- Country: Mali
- Location: Touna
- Coordinates: 13°07′15″N 05°50′03″W﻿ / ﻿13.12083°N 5.83417°W
- Status: Proposed
- Construction began: 2021 (Expected)
- Commission date: 2023 (Expected)
- Construction cost: €106.4 million
- Owner: Phanes Energy Mali-SA
- Operator: Phanes Energy Mali-SA

Solar farm
- Type: Flat-panel PV

Power generation
- Nameplate capacity: 93 MW (125,000 hp)

= Touna Solar Power Station =

Solar power station in Mali

Touna Solar Power Station, is a planned 93 MW solar power plant in Mali.
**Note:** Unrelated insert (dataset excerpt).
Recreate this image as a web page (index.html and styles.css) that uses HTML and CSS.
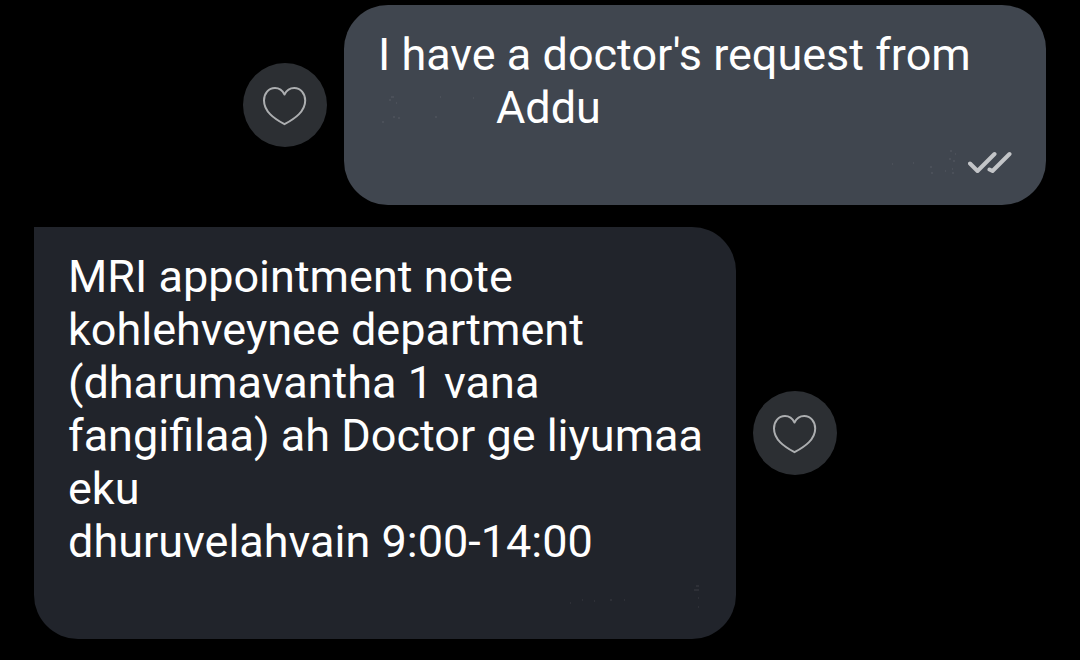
FILE: index.html
```html
<!DOCTYPE html>
<html lang="en">
<head>
<meta charset="utf-8">
<meta name="viewport" content="width=device-width, initial-scale=1">
<title>Chat</title>
<link rel="stylesheet" href="styles.css">
</head>
<body>
<main class="chat">
  <article class="message message-sent">
    <button class="react" type="button" aria-label="React to sent message">
      <svg class="heart" viewBox="0 0 84 84" aria-hidden="true"><path d="M41.500 31.500C39.500 27.500 36 25 32 25C25.500 25 21 30.500 21 37.500C21 48.500 31 55.500 41.500 61.200C52 55.500 62.200 48.500 62.200 37.500C62.200 30.500 57.500 25 51.200 25C47 25 43.500 27.500 41.500 31.500Z"/></svg>
    </button>
    <div class="bubble">
      <p class="text">I have a doctor's request from <svg class="hidden-name" viewBox="0 0 118 40" aria-hidden="true"><path d="M13 8h3M11 11h2M18 14h1M4 33h2M15 28h2M20 29h2M57 28h2M62 8h1M95 9h1"/></svg>Addu</p>
      <div class="meta">
        <svg class="hidden-time" viewBox="0 0 72 28" aria-hidden="true"><path d="M62 5h2M67 8h1M61 13h2M65 15h2M42 21h2M43 27h2M57 25h1M64 23h1M64 27h2M25 17h1M4 18h1"/></svg>
        <svg class="checks" viewBox="0 0 46 24" role="img" aria-label="Read"><path d="M2 13.500L9.500 21L26.500 4M21.500 19.500L24.500 21L41.500 4"/></svg>
      </div>
    </div>
  </article>
  <article class="message message-received">
    <div class="bubble">
      <p class="text">MRI appointment note kohlehveynee department (dharumavantha 1 vana fangifilaa) ah Doctor ge liyumaa eku<br>dhuruvelahvain 9:00-14:00</p>
      <div class="meta">
        <svg class="hidden-time hidden-time-wide" viewBox="0 0 140 28" aria-hidden="true"><path d="M132 6h3M130 10h5M134 18h1M134 27h1M6 23h1M18 20h1M30 21h1M46 20h2M60 20h1"/></svg>
      </div>
    </div>
    <button class="react" type="button" aria-label="React to received message">
      <svg class="heart" viewBox="0 0 84 84" aria-hidden="true"><path d="M41.500 31.500C39.500 27.500 36 25 32 25C25.500 25 21 30.500 21 37.500C21 48.500 31 55.500 41.500 61.200C52 55.500 62.200 48.500 62.200 37.500C62.200 30.500 57.500 25 51.200 25C47 25 43.500 27.500 41.500 31.500Z"/></svg>
    </button>
  </article>
</main>
</body>
</html>
```
FILE: styles.css
```css
* {
  box-sizing: border-box;
}

body {
  margin: 0;
  background: #000;
  color: #fff;
  font-family: Roboto, "Liberation Sans", sans-serif;
}

.chat {
  display: flex;
  flex-direction: column;
  gap: 22px;
  padding: 5px 34px 21px;
}

.message {
  display: flex;
  align-items: center;
  gap: 17px;
}

.message-sent {
  justify-content: flex-end;
}

.bubble {
  width: 702px;
  max-width: calc(100% - 101px);
  padding: 23px 32px 31px 34px;
  border-radius: 44px;
}

.message-sent .bubble {
  background: #40464f;
}

.message-received .bubble {
  background: #21242b;
  border-top-left-radius: 0;
}

.text {
  margin: 0;
  font-size: 45px;
  line-height: 53px;
}

.meta {
  display: flex;
  justify-content: flex-end;
  align-items: flex-end;
  gap: 8px;
  height: 40px;
}

.react {
  flex: none;
  width: 84px;
  height: 84px;
  padding: 0;
  border: 0;
  border-radius: 50%;
  background: #2c2f33;
  cursor: pointer;
}

.heart {
  display: block;
  fill: none;
  stroke: #acaeb0;
  stroke-width: 2;
  stroke-linejoin: round;
}

.checks {
  width: 46px;
  height: 24px;
  fill: none;
  stroke: #c3c5c8;
  stroke-width: 4;
  stroke-linecap: round;
  stroke-linejoin: round;
}

.hidden-name {
  width: 118px;
  height: 40px;
  vertical-align: -6px;
}

.hidden-time {
  width: 72px;
  height: 28px;
}

.hidden-time-wide {
  width: 140px;
}

.hidden-name,
.hidden-time {
  fill: none;
  stroke: #fff;
  stroke-opacity: 0.12;
  stroke-width: 1;
}
```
The privately owned power plant is expected to sell the power produced to the national electric utility, Energie du Mali (EDM-SA), under a power purchase agreement, which has already been signed, as of December 2020.

==Location==
The development would be located in the community called Touna, in Bla Cercle, in the Ségou Region of Mali. This is approximately 61 km, southeast of Ségou, the regional capital. Touna is located about 294 km, by road, northeast of Bamako, the capital city of Mali.

==Overview==
The power station is under development by Phanes Energy Mali-SA, a subsidiary of Phanes Group of United Arab Emirates. The power station will produce 93 megawatts of power, which EDM-SA will purchase for 25 years from the date of commissioning, according to the power-purchase agreement, signed between Phanes Energy Mali-SA and EDM-SA.

This power plant will boost power supply in the country and "increase the share of renewable energy in Mali’s electricity mix". The government of Mali plans to increase the country's share of renewable energy in the national electricity mix to 25 percent by 2033.

==Ownership==
Touna Solar Power Station is owned by the entity that is developing it, Phanes Energy Mali-SA.

==Funding==
The cost of construction is reported to be 69.8 billion CFA francs (€106.4 million) “excluding taxes and customs duties”.

==Timeline==
The owner/developers of the solar power station received approval of the government of Mali in November 2020. Construction is expected o take eighteen months, followed by commercial commissioning.

==Other considerations==
In Mali's quest to increase electricity access to its population, (26 percent in 2012, 35 percent in 2016), to 87 percent by 2035, the country is increasingly turning to solar energy. Current and future solar power plants include (a) the 50 megawatts Kita Solar Power Station, which came online in 2020 (b) the 93 megawatts Touna Solar Power Station, expected online in late 2022 or early 2023 and (c) the 100 megawatts Diéma Solar Power Station, in the planning phase.